* Begin Dataset rows *
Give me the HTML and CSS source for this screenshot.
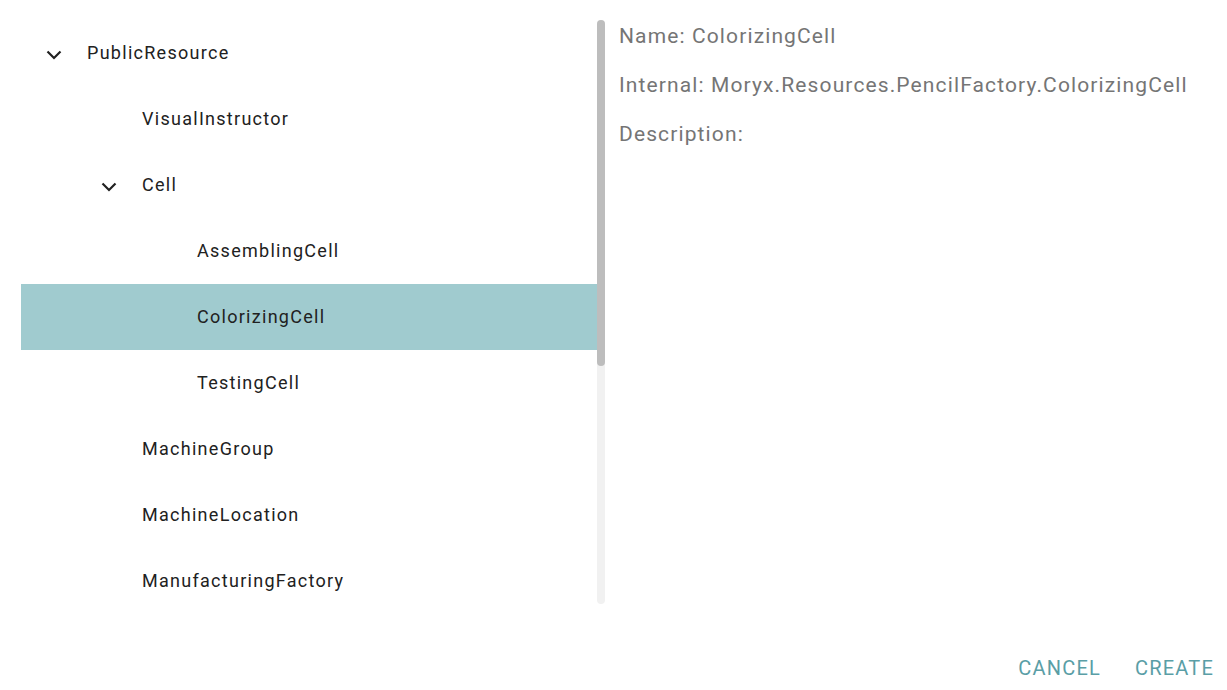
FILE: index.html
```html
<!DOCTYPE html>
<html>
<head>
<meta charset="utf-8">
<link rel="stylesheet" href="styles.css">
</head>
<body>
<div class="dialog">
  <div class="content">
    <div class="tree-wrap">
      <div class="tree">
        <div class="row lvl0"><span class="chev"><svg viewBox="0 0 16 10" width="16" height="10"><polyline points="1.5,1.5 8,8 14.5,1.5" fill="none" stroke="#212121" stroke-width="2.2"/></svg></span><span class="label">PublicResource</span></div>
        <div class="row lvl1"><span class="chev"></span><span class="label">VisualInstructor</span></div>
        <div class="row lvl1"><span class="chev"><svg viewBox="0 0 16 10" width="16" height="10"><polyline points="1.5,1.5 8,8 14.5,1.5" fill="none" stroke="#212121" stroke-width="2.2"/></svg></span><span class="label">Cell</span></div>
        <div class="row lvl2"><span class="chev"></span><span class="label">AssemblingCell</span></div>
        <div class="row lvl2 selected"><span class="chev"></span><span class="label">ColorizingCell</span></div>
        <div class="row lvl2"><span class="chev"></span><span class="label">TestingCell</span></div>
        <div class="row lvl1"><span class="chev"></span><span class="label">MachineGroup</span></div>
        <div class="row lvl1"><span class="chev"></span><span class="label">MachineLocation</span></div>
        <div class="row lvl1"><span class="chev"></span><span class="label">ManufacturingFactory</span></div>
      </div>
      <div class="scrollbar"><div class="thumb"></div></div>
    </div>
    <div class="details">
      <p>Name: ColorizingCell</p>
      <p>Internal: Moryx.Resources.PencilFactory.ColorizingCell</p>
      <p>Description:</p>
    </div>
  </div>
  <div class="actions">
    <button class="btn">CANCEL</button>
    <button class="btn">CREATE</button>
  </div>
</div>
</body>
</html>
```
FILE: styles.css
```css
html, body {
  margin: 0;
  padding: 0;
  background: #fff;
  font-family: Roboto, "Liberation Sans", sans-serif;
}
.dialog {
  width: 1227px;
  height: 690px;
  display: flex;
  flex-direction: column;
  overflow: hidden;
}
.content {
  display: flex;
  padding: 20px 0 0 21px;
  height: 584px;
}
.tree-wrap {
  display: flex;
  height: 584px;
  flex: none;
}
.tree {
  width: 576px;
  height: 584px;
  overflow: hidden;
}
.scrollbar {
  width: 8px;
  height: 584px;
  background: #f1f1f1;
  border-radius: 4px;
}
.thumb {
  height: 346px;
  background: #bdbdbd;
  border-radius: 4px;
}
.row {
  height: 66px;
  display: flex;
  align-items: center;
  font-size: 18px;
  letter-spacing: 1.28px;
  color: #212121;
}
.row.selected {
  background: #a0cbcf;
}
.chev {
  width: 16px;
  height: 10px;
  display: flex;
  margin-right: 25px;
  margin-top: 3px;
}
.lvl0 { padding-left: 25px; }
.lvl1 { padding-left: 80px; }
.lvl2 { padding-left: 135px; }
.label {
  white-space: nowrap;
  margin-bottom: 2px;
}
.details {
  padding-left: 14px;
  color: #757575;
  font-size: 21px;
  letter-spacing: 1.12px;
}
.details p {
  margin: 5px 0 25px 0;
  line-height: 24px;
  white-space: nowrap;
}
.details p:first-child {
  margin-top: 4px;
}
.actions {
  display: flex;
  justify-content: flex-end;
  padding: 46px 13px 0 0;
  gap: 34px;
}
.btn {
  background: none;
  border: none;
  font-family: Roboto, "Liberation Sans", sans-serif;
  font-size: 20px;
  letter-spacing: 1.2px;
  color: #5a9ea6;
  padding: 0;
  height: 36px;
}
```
* End Dataset rows *
* Begin Dataset rows *
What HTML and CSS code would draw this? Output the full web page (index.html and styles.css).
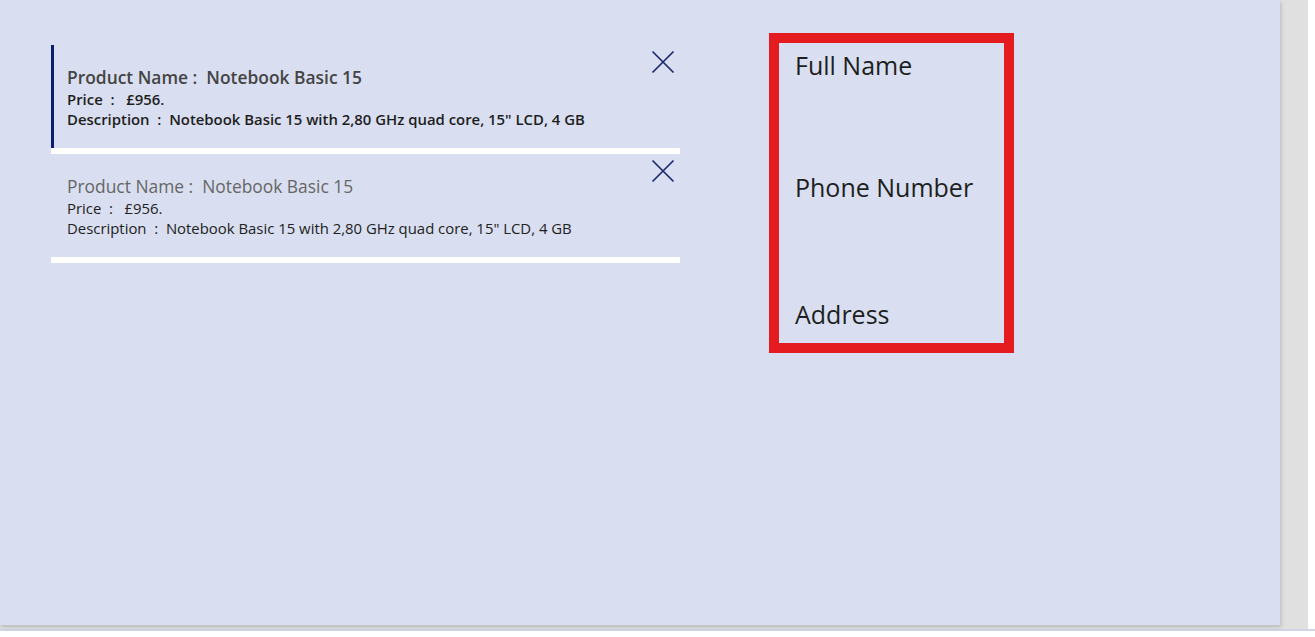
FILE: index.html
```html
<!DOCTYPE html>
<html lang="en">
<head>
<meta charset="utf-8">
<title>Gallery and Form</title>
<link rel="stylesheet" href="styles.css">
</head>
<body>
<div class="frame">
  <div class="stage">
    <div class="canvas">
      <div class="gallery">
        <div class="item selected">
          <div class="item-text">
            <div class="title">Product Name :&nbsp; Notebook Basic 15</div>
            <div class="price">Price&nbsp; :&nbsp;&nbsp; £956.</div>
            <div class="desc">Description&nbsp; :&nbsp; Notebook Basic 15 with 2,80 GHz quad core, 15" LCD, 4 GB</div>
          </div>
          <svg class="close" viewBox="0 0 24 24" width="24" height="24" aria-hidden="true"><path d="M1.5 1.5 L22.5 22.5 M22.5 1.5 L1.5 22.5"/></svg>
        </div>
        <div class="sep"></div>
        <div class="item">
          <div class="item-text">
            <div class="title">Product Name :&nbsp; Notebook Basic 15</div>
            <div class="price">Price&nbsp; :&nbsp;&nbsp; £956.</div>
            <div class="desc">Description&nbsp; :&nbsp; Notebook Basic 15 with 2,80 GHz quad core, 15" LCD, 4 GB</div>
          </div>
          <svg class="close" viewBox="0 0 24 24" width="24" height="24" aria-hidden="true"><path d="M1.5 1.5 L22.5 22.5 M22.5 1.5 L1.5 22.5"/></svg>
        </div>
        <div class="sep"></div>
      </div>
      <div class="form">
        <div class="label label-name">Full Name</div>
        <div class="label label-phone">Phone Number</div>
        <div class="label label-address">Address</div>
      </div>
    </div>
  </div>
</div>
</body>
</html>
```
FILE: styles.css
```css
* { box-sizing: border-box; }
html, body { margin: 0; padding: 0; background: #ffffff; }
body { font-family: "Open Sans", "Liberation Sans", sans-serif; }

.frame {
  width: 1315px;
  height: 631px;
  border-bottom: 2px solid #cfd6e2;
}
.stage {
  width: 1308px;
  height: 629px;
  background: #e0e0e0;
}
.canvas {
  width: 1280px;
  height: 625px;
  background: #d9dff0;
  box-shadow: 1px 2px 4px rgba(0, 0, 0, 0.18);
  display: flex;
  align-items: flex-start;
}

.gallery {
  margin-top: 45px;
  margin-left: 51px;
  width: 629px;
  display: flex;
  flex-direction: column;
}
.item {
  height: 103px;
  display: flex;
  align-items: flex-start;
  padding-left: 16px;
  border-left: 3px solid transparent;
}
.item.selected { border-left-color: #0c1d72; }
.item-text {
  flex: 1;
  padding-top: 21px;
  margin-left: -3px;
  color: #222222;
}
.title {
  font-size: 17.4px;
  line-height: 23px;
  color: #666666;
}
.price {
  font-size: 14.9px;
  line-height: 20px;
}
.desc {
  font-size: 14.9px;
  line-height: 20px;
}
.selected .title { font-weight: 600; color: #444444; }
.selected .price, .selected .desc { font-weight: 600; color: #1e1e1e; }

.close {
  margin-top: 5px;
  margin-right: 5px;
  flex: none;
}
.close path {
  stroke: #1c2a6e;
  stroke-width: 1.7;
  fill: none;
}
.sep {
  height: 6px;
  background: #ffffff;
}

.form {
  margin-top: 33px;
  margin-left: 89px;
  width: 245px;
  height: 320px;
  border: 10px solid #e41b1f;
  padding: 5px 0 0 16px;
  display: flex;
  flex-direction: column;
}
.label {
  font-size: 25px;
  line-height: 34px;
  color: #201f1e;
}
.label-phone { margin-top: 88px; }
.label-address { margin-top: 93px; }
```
* End Dataset rows *
● Task objective
Show each line of the listing that holds the string "this".

● Task solution
Give me the HTML and CSS source for this screenshot.
What HTML and CSS code would draw this? Output the full web page (index.html and styles.css).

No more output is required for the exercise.